The Canton of Fribourg school system provides one year of non-obligatory Kindergarten, followed by six years of Primary school. This is followed by three years of obligatory lower Secondary school where the students are separated according to ability and aptitude. Following the lower Secondary students may attend a three or four year optional upper Secondary school. The upper Secondary school is divided into gymnasium (university preparatory) and vocational programs. After they finish the upper Secondary program, students may choose to attend a Tertiary school or continue their apprenticeship.
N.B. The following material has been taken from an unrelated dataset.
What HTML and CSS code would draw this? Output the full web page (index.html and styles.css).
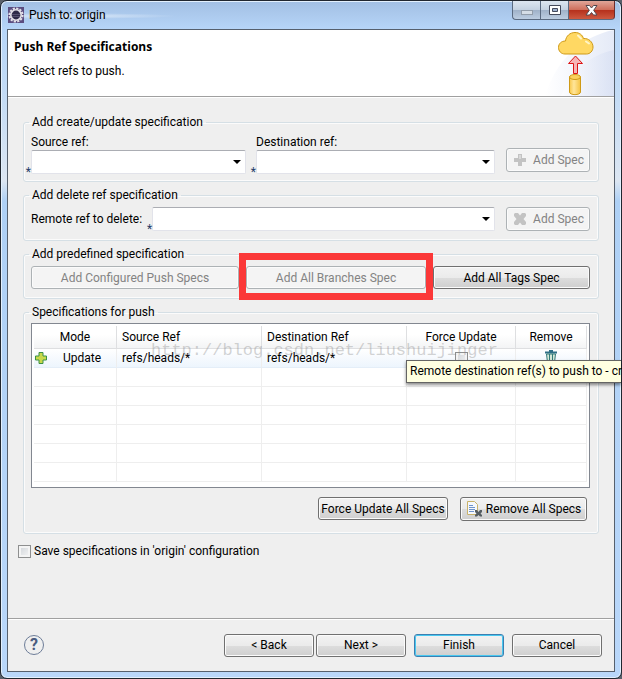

During the 2010-11 school year, there were a total of 130 students attending 8 classes in St. Antoni. A total of 266 students from the municipality attended any school, either in the municipality or outside of it. There were 2 kindergarten classes with a total of 30 students in the municipality. The municipality had 6 primary classes and 100 students. During the same year, there were no lower secondary classes in the municipality, but 55 students attended lower secondary school in a neighboring municipality. There were no upper Secondary classes or vocational classes, but there were 22 upper Secondary students and 30 upper Secondary vocational students who attended classes in another municipality. The municipality had no non-university Tertiary classes. who attended classes in another municipality.

As of 2000, there were 9 students in St. Antoni who came from another municipality, while 194 residents attended schools outside the municipality.